A party in a cause becoming a receiver is entitled to no poundage: Fingal v. Blake, supra.

CHAPTER IV.

GENERAL PRACTICE ON THE APPOINTING A
RECEIVER. (a)

MOTION FOR A RECEIVER. ORDER. SUMMONS. ATTACHMENT WHERE A PARTY DOES NOT ATTEND BEFORE A REFEREE OR MASTER. PROCEEDINGS ON THE REFERENCE. RECEIVER'S OWN SOLICITOR AND COUNSEL. THE EFFECT OF A RECEIVER PENDENTE LITE. REMOVING A RECEIVER FROM PART OF A LARGER PROPERTY.

Motion for a receiver. Order. Summons.

A MOTION by a defendant for a receiver, is irregular: Robinson v. Hadley, 11 Beav. 614.

The New York Code of Procedure has not altered the practice in the appointment of receivers, so far as notice to parties to be affected is concerned: Kemp v. Harding, 4 Howard's Pract. Rep. 178.

Previous notice of a motion for the appointment of a receiver is not necessary, when counsel for the opposite party are present in court: M'Lean v. La Fayette Bank, 3 M'Lean, 503.

(a) The particular practice under proceedings by judgment creditors, will be found in an after chapter.

A motion for a receiver is generally made on the answer of the defendant; but it may be made on affidavits before answer, where the complainant can clearly satisfy the court that he has an equitable claim to the property in controversy, and that a receiver is necessary to preserve the same from loss: Metcalfe v. Pulvertoft, 1 Ves. & Beames, 182; Duckworth v. Trafford, 18 Ves. 283; Bloodgood v. Clark, 4 Paige's C. R. 574.

Such a motion is special and, therefore, notice of it must given to all necessary and interested parties: 2 Brown's Ch. Pract. 833; Buxton v. Monkhouse, Coop. 41; Devoe v. Ithaca and Owego Railroad Co. 5 Paige, 521. Still, a defendant who is in contempt, although he may have appeared in the action, is not entitled to notice of motion for a receiver: Fitzpatrick v. Hawkshaw, 1 Hog. 82. The notice is to be served like ordinary notices; and where affidavits are used, they should, of course, verify such facts and circumstances as are deemed to constitute the necessity for the appointment-and a copy of them be served with the notice.

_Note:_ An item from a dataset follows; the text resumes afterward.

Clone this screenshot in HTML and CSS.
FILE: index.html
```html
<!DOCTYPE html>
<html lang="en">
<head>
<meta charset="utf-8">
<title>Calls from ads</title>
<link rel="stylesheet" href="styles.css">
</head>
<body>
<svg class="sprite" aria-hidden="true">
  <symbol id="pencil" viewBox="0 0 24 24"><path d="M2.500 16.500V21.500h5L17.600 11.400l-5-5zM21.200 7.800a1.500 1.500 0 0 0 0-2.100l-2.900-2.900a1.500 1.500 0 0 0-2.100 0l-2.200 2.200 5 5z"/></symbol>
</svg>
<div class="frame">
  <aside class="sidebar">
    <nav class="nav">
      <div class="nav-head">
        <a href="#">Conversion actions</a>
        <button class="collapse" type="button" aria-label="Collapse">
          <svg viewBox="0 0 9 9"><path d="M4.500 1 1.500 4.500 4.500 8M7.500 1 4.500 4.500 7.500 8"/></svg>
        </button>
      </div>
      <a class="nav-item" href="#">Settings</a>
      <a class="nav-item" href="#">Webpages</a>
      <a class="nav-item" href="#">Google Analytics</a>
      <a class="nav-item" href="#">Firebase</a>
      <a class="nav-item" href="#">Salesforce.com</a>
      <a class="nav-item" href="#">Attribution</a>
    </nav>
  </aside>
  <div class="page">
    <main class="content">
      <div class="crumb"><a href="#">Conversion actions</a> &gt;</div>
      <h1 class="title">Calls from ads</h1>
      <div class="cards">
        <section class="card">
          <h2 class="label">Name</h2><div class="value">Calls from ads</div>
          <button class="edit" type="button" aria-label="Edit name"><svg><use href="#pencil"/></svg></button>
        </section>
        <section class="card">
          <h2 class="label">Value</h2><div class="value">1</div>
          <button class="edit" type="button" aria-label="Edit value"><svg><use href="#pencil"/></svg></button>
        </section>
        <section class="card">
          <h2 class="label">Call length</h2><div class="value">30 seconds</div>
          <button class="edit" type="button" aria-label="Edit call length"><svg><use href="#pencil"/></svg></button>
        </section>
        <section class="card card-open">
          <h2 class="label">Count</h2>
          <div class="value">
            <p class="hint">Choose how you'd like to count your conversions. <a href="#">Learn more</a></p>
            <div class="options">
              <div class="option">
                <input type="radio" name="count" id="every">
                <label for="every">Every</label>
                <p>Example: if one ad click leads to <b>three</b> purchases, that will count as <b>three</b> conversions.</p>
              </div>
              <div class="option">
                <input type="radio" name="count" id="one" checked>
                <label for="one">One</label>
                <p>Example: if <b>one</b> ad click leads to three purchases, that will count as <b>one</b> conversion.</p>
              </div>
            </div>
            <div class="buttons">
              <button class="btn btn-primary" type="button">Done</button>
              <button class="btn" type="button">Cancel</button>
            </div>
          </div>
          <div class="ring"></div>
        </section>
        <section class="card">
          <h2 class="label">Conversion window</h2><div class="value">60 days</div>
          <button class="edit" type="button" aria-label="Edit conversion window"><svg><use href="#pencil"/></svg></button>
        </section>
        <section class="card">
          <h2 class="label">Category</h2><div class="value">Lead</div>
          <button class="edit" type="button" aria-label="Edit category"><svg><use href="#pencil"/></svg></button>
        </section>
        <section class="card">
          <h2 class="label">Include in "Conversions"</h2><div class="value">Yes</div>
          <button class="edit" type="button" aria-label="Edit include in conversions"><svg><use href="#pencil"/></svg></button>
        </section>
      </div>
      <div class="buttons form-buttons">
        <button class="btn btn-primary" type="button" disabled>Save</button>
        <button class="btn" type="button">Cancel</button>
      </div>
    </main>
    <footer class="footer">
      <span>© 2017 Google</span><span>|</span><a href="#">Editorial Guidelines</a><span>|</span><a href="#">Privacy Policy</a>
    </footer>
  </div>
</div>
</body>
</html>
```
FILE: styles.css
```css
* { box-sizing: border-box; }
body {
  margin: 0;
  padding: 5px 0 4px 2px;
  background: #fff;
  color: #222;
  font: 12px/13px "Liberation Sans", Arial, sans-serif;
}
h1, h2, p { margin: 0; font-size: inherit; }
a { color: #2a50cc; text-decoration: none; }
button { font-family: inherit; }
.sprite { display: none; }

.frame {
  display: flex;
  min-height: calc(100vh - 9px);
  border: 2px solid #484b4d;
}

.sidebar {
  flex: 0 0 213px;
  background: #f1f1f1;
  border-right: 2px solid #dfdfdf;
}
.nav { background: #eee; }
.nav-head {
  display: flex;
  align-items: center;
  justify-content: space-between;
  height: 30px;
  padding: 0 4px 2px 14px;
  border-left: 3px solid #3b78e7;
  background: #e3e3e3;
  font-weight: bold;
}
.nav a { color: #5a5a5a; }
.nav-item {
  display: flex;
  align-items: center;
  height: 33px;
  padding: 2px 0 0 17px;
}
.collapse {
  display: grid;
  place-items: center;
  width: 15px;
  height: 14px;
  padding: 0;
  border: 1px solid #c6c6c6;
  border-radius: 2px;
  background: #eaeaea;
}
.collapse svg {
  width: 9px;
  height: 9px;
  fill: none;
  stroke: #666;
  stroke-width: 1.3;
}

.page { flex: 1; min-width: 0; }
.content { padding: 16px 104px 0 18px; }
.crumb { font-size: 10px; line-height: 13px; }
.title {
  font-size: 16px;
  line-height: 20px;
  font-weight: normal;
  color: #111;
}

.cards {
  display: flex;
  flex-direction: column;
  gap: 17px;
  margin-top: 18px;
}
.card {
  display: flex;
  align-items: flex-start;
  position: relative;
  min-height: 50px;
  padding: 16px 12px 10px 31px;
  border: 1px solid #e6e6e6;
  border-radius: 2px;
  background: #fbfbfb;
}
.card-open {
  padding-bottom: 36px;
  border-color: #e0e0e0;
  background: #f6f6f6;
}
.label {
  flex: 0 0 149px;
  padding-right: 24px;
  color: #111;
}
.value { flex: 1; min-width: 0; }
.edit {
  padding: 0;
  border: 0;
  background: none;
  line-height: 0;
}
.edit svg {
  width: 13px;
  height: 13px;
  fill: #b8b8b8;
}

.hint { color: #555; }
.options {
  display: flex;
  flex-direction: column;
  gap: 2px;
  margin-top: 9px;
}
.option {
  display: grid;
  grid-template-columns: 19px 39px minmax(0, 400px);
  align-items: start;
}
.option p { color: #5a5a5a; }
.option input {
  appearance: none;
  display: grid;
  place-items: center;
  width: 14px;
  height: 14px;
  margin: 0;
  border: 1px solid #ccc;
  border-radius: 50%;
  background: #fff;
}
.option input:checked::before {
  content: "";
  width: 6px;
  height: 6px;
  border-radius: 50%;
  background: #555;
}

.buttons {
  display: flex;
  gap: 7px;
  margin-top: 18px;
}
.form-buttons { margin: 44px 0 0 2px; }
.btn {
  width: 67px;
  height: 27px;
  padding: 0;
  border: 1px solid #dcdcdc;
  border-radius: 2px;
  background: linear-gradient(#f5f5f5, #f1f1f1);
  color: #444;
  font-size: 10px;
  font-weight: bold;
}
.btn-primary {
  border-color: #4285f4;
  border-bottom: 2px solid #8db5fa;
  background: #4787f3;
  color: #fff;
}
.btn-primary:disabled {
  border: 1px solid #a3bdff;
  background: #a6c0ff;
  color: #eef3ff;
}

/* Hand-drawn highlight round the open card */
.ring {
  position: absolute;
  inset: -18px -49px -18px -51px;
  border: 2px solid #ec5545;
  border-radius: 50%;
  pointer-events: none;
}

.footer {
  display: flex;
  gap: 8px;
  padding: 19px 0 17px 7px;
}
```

This notice must express, shortly but clearly, the object of the application; for in general the court will not extend the order beyond the notice: 1 Grant's Ch. Pr. 144.

The English form of notice runs—“That a re"ceiver may be appointed (of the rents and profits "of the estate or estate and effects of the defend"ant, A. B.) in the pleadings in this cause mentioned, with the usual directions: " 2 Grant, 174; and this will be enough under our own practice

although it may not be amiss to add, after the word "directions"-" or for such further order and direc"tions as may be just:" 1 Hoffm. Ch. Pr. 422.

The notice must, also, state on what papers and pleadings the motion will be grounded. If the papers to be used are already in the possession of the party or are on file or of record in the court, they can be referred to in the notice and copies need not be served: Ib.

A plaintiff can move on his bill and on affidavits besides; and the defendant, in such case, may use his answer as an affidavit: Goodman v. Whitcomb, 1 Jac. & W. 569; Kershaw v. Mathews, 1 Rus. 361; and also the latter may, where the plaintiff has affidavits, read depositions.

This is to be considered as the practice in ordinary cases; but it may not hold upon the mere point of title between the parties. Affidavits are used to show conduct, and, I take it, there can be no objection to them where the bill and answer are to be read, where such affidavits show the temper and act of the party, and are not intended to go against the mere title claimed by the defendant in his answer. They cannot be read as to the matter of his title: 2 Madd. Ch. Pract. 292, 3d edition. Although, on a motion for a receiver, affidavits may be read in support of the complaint or bill, still they cannot be read to enlarge the case made by it: Hayes v. Heyer, 4 Sand. Chan. Rep. 485.

In Michigan, affidavits are not admissible to contradict an answer, on a motion for the appointment of a receiver: Connor v. Allen, Harring. Ch. 371.